A Texas man who shot and killed two men he believed to be burglars while he was talking to a 911 dispatcher won't be going to trial. A grand jury on Monday declined to indict Joe Horn, a 61-year-old computer technician who lives in Pasadena, Texas, just outside Houston.
Before making its decision, the grand jury listened to the dramatic 911 tapes from Nov. 14, 2007, when Horn called to say two burglars were robbing his neighbor's home. Horn ignored the dispatcher's pleas not to open fire.
Joe Horn: "I've got a shotgun; you want me to stop him?"
Dispatcher: "Nope. Don't do that. Ain't no property worth shooting somebody over, OK?"
Joe Horn: "Hurry up, man, catch these guys, will you? Because I ain't gonna let them go. I'm gonna kill him."
Dispatcher: "OK, stay in the house."
Joe Horn: "They're getting away!"
Dispatcher: "That's alright."
Joe Horn: (Shouts to suspects) "Move, you're dead."
Three gunshots can be heard on the tape. Both suspects were shot in the back and were pronounced dead at the scene.

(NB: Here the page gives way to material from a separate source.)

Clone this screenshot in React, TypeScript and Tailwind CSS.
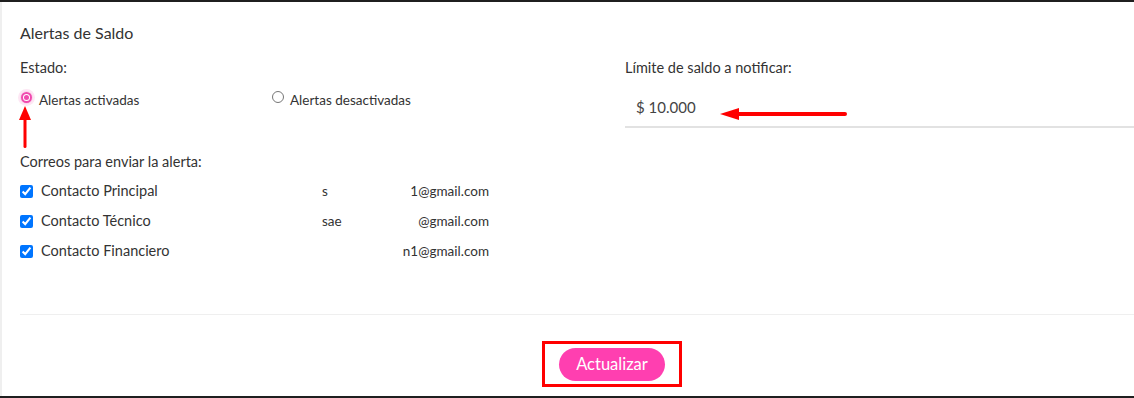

Harris County District Attorney Kenneth Magidson stood by the grand jury's decision.
"I understand the concerns of some in the community regarding Mr. Horn's conduct," Magidson told reporters at the courthouse. "The use of deadly force is carefully limited in Texas law to certain circumstances. ... In this case, however, the grand jury concluded that Mr. Horn's use of deadly force did not rise to a criminal offense."
The dead men, Diego Ortiz and Miguel de Jesus, were two illegal immigrants from Colombia. Family and friends wanted to see Horn prosecuted.
"This man took the law into his own hands," Stephanie Storey, De Jesus' fiancée, told ABC News just after the shootings. "He shot two individuals in the back after having been told over and over to stay inside. It was his choice to go outside and his choice to take two lives."
Monday's decision ignited a firestorm in Houston on both sides of the issue. Debate raged on local talk radio, on street corners and on blogs. One resident, Keith Sabharwal, said, "That's what I want my neighbor to do; I really don't think he should have gotten into trouble for it."
But another resident, Ronald Elkins, disagreed. "His actions were rash and he did not take into account [what] the consequences of his actions were going to be".
The same debate raged on Timberline Drive, where Horn still lives.
"I think it's a good thing," Diana Null, who lives nearby, said. "I mean, people come in and try to rob us. I mean, we're just protecting our homes."
But Josie Karaze disagrees. "He had no right, and he had been told not to do it."
And law enforcement officials and law experts have been debating the merits of Castle Law since it was passed.
"There's too many imponderables in this law, whereas the previous law was working just fine," said Warren Diepraam, the Harris County Assistant District Attorney, told ABC a few months ago. "Frankly, life is precious."
The critical legal question hinged on whether Horn acted in a reasonable way to defend his neighbor's property.
"You cannot take another person's life in defense of their property unless you're somehow given permission by the other person to protect their property," Diepraam said.
On that 911 call, the dispatcher asked Horn directly about the owners of the house that was being burglarized and whether he knew them.
"I really don't know these neighbors," Horn said. "I know the neighbors on the other side really well … I can assure you if it had been their house, I'd already have done something."
Still, Lambright, Horn attorney told ABC News that his client "absolutely" had his neighbors' permission.
"There's no question about it," he said. "They'd tell you today that they are very happy that he was there and that he was watching out. Every neighbor in the state of Texas watches out for one another."
Reporters Kevin Quinn, Christine Dobbyn and Katisha Cosley from ABC's KTRK-TV in Houston contributed to this story.